The Philippines’ Annual Inflation Rate Rose to 6.4 percent in August of 2018

MANILA, Philippines – Wednesday, September 5, The Philippines Statistic Authority (PSA) announced that the inflation rate or the increase of prices of goods in the Philippines hits 6.4% in August from 5.7 percent in the previous month, above market estimates of 5.9 percent. It is the highest reading since March 2009, mainly due to a jump in cost of food and non-alcoholic beverages. 

The Department of Finance and Bangko Sentral ng Pilipinas (BSP) had forecast the inflation of August to be only at 5.9%, while economists’ median estimates it to 6%.

With the current pace of the Government, it is likely to miss the target of keeping the average inflation of 2018 within 2% to 4%. Not only is it considered to the highest for the past 9 years, it also exceeded the government’s upper forecast of 6.2%, and is way above the government 4% upper target for 2018.

Still, many are asking why is inflation running away in the Philippines? Inflation will always consider international and domestic factors.

For example, countries with no substantial oil production are forced to import oil. Consequently, they are at the mercy of global oil price movements determined largely by supply and demand. The Philippines is one of the biggest net importers of oil, which is considered as a possible reason for the pattern. Another factor that contributes to the runaway inflation is the weakening peso.

As of September 5, the peso closed at PHP53.5 per US Dollar, the lowest it’s been for the last two years. The largest reason is due to domestic inflation- imports are experiencing double-digit growth rates and exports have shrunk for 6 consecutive months. Finally, domestic inflation has been boosted by a tighter supply of many agricultural products, notably rice.

According to Budget Sec. Benjamin Diokno, this rate is still manageable and believes the high prices of basic commodities such as rice, fish, and oil in the global market greatly affects the country’s inflation rate. But Sec. Diokno warns that the surge in inflation will continue if the Congress fails to immediately pass the proposed measures to curb the impact of inflation to the public such as rice tariff bill.

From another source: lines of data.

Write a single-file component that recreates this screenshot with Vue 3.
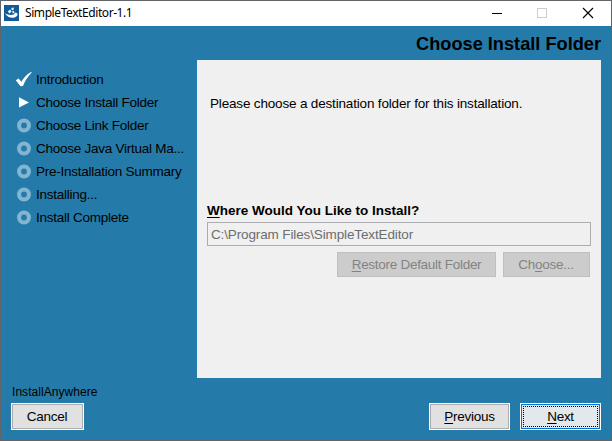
<script setup>
const steps = [
  { label: 'Introduction', state: 'done' },
  { label: 'Choose Install Folder', state: 'current' },
  { label: 'Choose Link Folder', state: 'todo' },
  { label: 'Choose Java Virtual Ma...', state: 'todo' },
  { label: 'Pre-Installation Summary', state: 'todo' },
  { label: 'Installing...', state: 'todo' },
  { label: 'Install Complete', state: 'todo' },
]
</script>

<template>
  <div class="window">
    <header class="titlebar">
      <svg class="logo" width="15" height="16" viewBox="0 0 15 16">
        <rect width="15" height="16" fill="#135a9b" />
        <path d="M1 8C3 9.600 5 10 7.200 9.900C9.500 9.800 10.800 9 11 7.500C14 7.800 14.300 9.900 12.300 11.500C9.500 13.800 3.500 13.200 1 8Z" fill="#fff" />
        <path d="M3.800 6.300L6.300 4.500L7.500 6.800L5.300 8.400ZM7.200 3.500L9.200 2.300L10 4.300L8 5.400ZM8.200 6.600L9.900 5.800L10.500 7.500L8.700 8.400Z" fill="#f0f6fb" />
      </svg>
      <span class="title">SimpleTextEditor-1.1</span>
      <svg class="controls" width="138" height="25" viewBox="0 0 138 25" fill="none" shape-rendering="crispEdges">
        <path d="M19 12.500H29" stroke="#000" />
        <rect x="64.500" y="7.500" width="9" height="9" stroke="#ccc" />
        <path d="M110 7L120 17M120 7L110 17" stroke="#000" shape-rendering="auto" stroke-width="1.100" />
      </svg>
    </header>
    <main class="body">
      <h1>Choose Install Folder</h1>
      <div class="middle">
        <ul class="steps">
          <li v-for="s in steps" :key="s.label">
            <svg width="18" height="18" viewBox="0 0 18 18">
              <path v-if="s.state === 'done'" d="M0.800 9.300L3.600 7.600L6.300 10.800Q10 4.500 15.500 1.200L17 1.300Q10.800 7.500 8 15L5.500 15.300Z" fill="#fff" />
              <path v-else-if="s.state === 'current'" d="M4 3.300L14 8.400L4 13.500Z" fill="#fff" />
              <circle v-else cx="9" cy="8.500" r="4.950" fill="none" stroke="#83b4d0" stroke-width="4.100" />
            </svg>
            <span>{{ s.label }}</span>
          </li>
        </ul>
        <section class="panel">
          <p class="intro">Please choose a destination folder for this installation.</p>
          <label><u>W</u>here Would You Like to Install?</label>
          <div class="field"><span>C:\Program Files\SimpleTextEditor</span></div>
          <div class="actions">
            <button class="off restore" disabled><span><u>R</u>estore Default Folder</span></button>
            <button class="off choose" disabled><span>Ch<u>o</u>ose...</span></button>
          </div>
        </section>
      </div>
      <div class="brand"><span>InstallAnywhere</span></div>
      <footer>
        <button class="nav cancel"><span>Cancel</span></button>
        <button class="nav previous"><span><u>P</u>revious</span></button>
        <button class="nav next"><span><u>N</u>ext</span></button>
      </footer>
    </main>
  </div>
</template>

<style>
body { margin: 0; }
</style>

<style scoped>
* { box-sizing: border-box; }
.window {
  width: 612px; height: 441px; overflow: hidden;
  border: 1px solid #626469;
  background: #247ba9;
  font: 13.5px/16px "Liberation Sans", Arial, sans-serif;
  color: #000;
  white-space: nowrap;
}
.titlebar { display: flex; height: 25px; background: #fff; align-items: flex-start; }
.logo { margin: 4px 0 0 3px; }
.title { font: 12px/16px "Noto Sans", sans-serif; margin: 4px 0 0 6px; letter-spacing: -0.42px; }
.controls { margin-left: auto; }
.body { display: flex; flex-direction: column; height: 414px; }
h1 { margin: 0; height: 34px; padding: 7px 10px 0 0; text-align: right; font-size: 18.2px; line-height: 22px; }
.middle { display: flex; height: 318px; }
.steps { list-style: none; width: 196px; margin: 0; padding: 8px 0 0 14px; letter-spacing: -0.25px; }
.steps li { display: flex; height: 23px; align-items: center; gap: 3px; }
.panel { width: 404px; background: #f0f0f0; padding: 36px 10px 0; }
.intro { margin: 0 0 90px 3px; height: 16px; letter-spacing: -0.17px; }
label { display: block; height: 20px; font-weight: bold; line-height: 17px; }
.field { height: 24px; border: 1px solid #abadb3; padding: 4px 0 0 3px; color: #6d6d6d; letter-spacing: -0.13px; }
.actions { display: flex; justify-content: flex-end; gap: 7px; padding: 6px 1px 0 0; }
button { font: inherit; letter-spacing: -0.28px; padding: 0; color: #000; display: flex; align-items: center; justify-content: center; border-radius: 0; }
u { text-decoration: underline; text-decoration-thickness: 1px; text-underline-offset: 2px; text-decoration-skip-ink: none; }
.off { height: 25px; border: 1px solid #bfbfbf; background: #ccc; color: #838383; }
.restore { width: 159px; }
.choose { width: 87px; }
.choose span { margin-right: 1px; }
.brand { height: 25px; padding: 6px 0 0 11px; font-size: 12px; letter-spacing: 0.05px; }
footer { display: flex; padding: 0 10px; height: 27px; }
.nav { height: 27px; border: 1px solid #fff; background: #e1e1e1; box-shadow: inset 0 0 0 1px #adadad; }
.cancel { width: 73px; }
.cancel span { margin-right: 1px; }
.previous { width: 81px; margin-left: auto; }
.next { width: 81px; margin-left: 10px; box-shadow: inset 0 0 0 1px #0078d7; background: #e3e8ed; padding: 2px; }
.next span { border: 1px dotted #000; width: 100%; height: 100%; line-height: 19px; }
</style>
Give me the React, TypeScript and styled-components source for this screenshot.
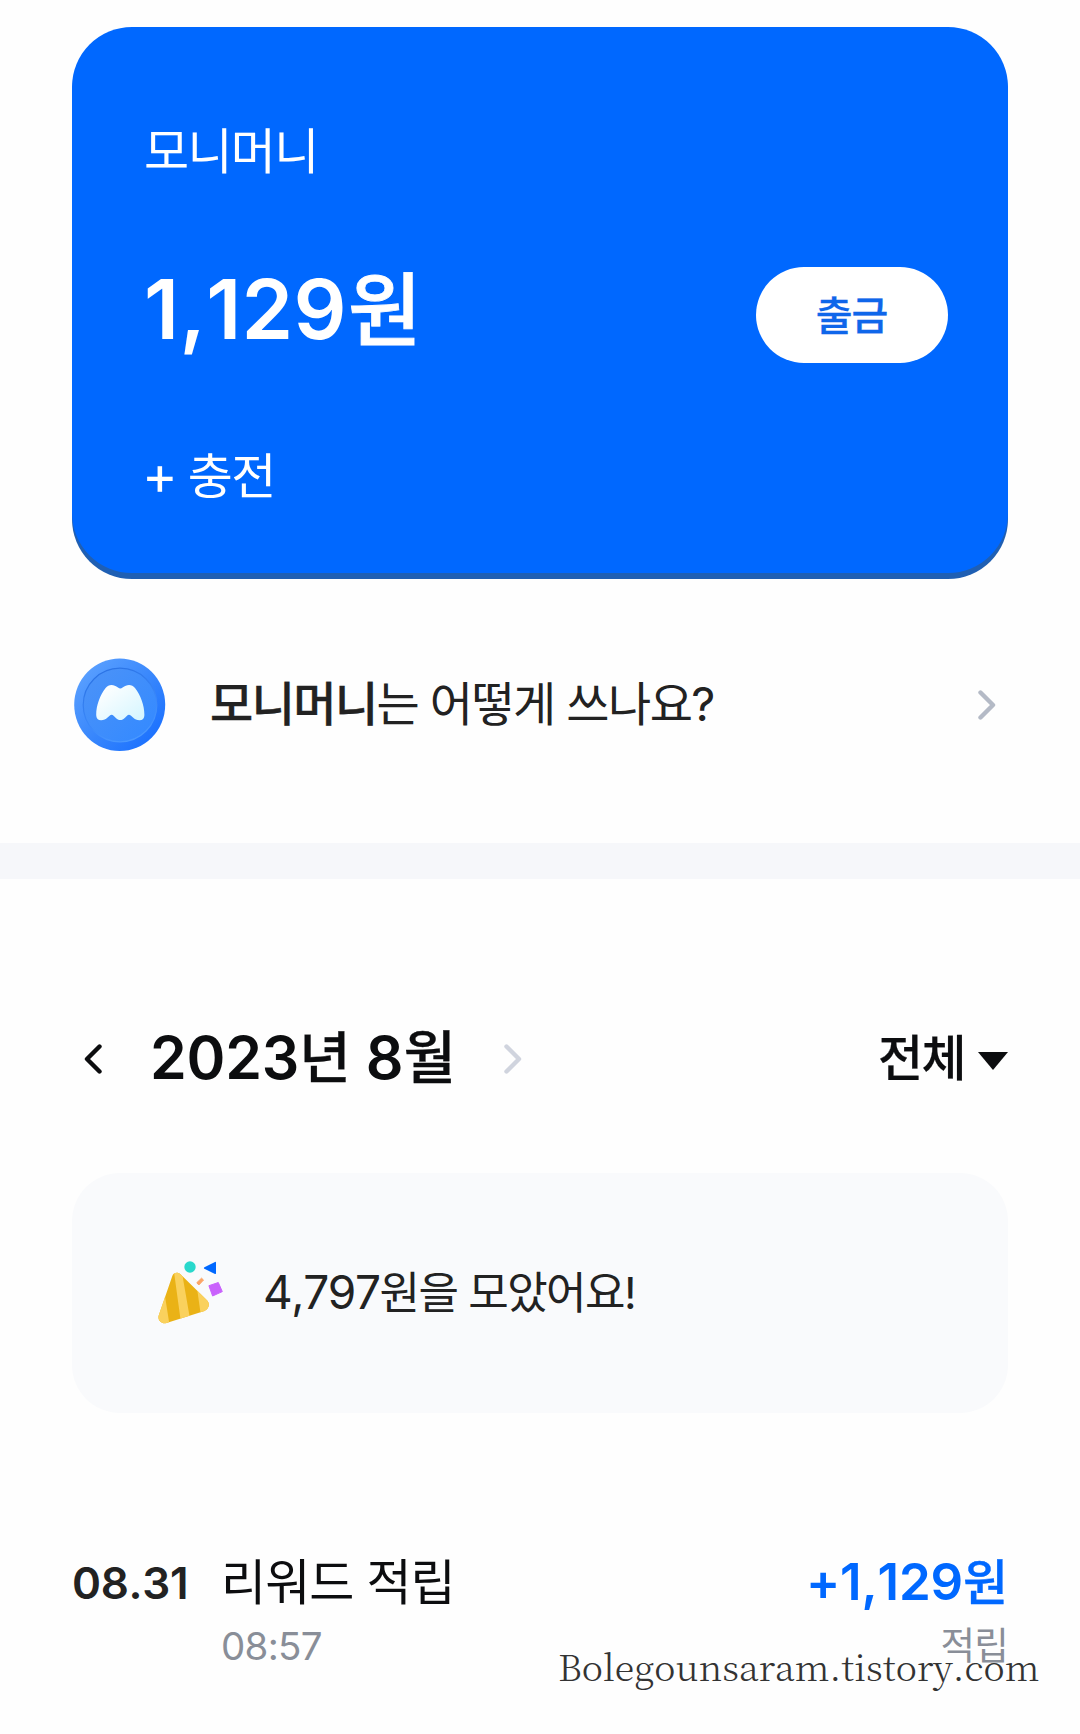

The Government vows to speed up the implementation of mitigating measures that would ease the effects of high inflation in the country.

The economic managers must rein in people’s expectation about the future of inflation and this can be put to life by regaining the people’s trust and showing us all they’re on top of the economic situation.

Former President and now House Speaker, Gloria Macapagal-Arroyo remained positive despite rising inflation. However, opposition congressmen called for the resignation of economic managers who ignore the soaring inflation. Arroyo, who is also an economist, explained the inflation rate can be tamed if the government is able to properly identify and address the drivers of inflation.

House Speaker Gloria Macapagal-Arroyo, downplayed the inflation report, adding that inflation was higher during her term as President. During her time, in March of 2009, the inflation was 6.6%, but by June, it was down by 1.5 %. It could be even a sharp increase to be resolved but they need to analyze what is driving it and how to address what’s driving it.

Arroyo and Duterte’s economic managers previously identified five current drivers of inflation; the peso-dollar exchange rate, and the runaway prices of rice-fish, meat, and petroleum.

The former president was able to lower the inflation rate in 2009 primarily due to rice importation paired with “buying massively” from Filipino farmers.

The Bangko Sentral (Central Bank) set an average inflation of 2-4 % from 2018 to 2020.